Analytical commentary: The video sets up a stark contrast between the physical resources available in the universe and the computational resources a quantum computer seems to require. This is not merely a sensational claim – it is a direct consequence of the exponential scaling of Hilbert space. The key is that “computational states” are not just mathematical abstractions; if we take quantum mechanics seriously, they correspond to physically real configurations of the system. The challenge is to locate the physical substrate that sustains those states.
Understanding Qubits and Quantum Computation
What a Qubit Actually Is
A classical bit is a physical system in one of two states (0 or 1). A qubit is a quantum system that can be in a superposition of both 0 and 1 simultaneously. Importantly, superposition is not like a coin that is secretly heads or tails until you look; it is not an intermediate position. A qubit in superposition has no definite state, and experiments (notably those that earned the 2022 Nobel Prize in Physics) have ruled out hidden variables – there is no deeper classical layer underneath. The superposition is the reality.
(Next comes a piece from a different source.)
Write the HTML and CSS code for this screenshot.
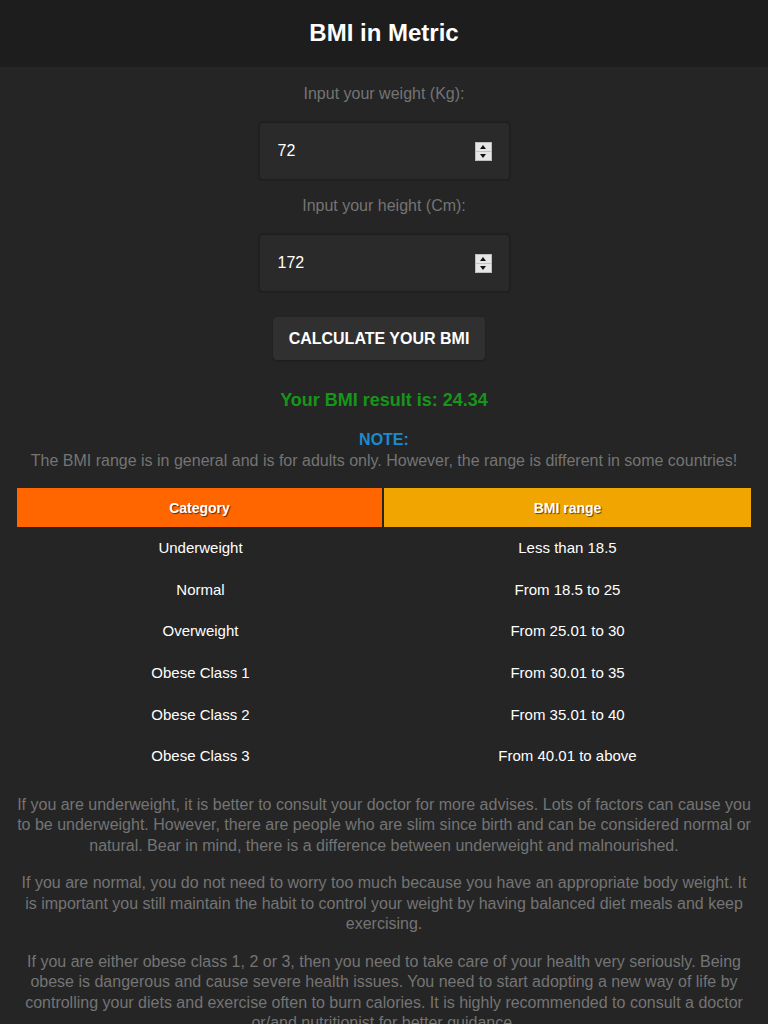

A qubit’s state is described by a probability amplitude – a complex number that encodes both likelihood and something called phase. Phase determines how different superpositions interfere: amplifying some computational paths and cancelling others. Quantum computation, at its core, is about using interference to make wrong answers cancel each other out (destructive interference) and let correct answers survive (constructive interference). The machine does not “search” for the answer; it creates conditions under which everything that is not the answer ceases to exist.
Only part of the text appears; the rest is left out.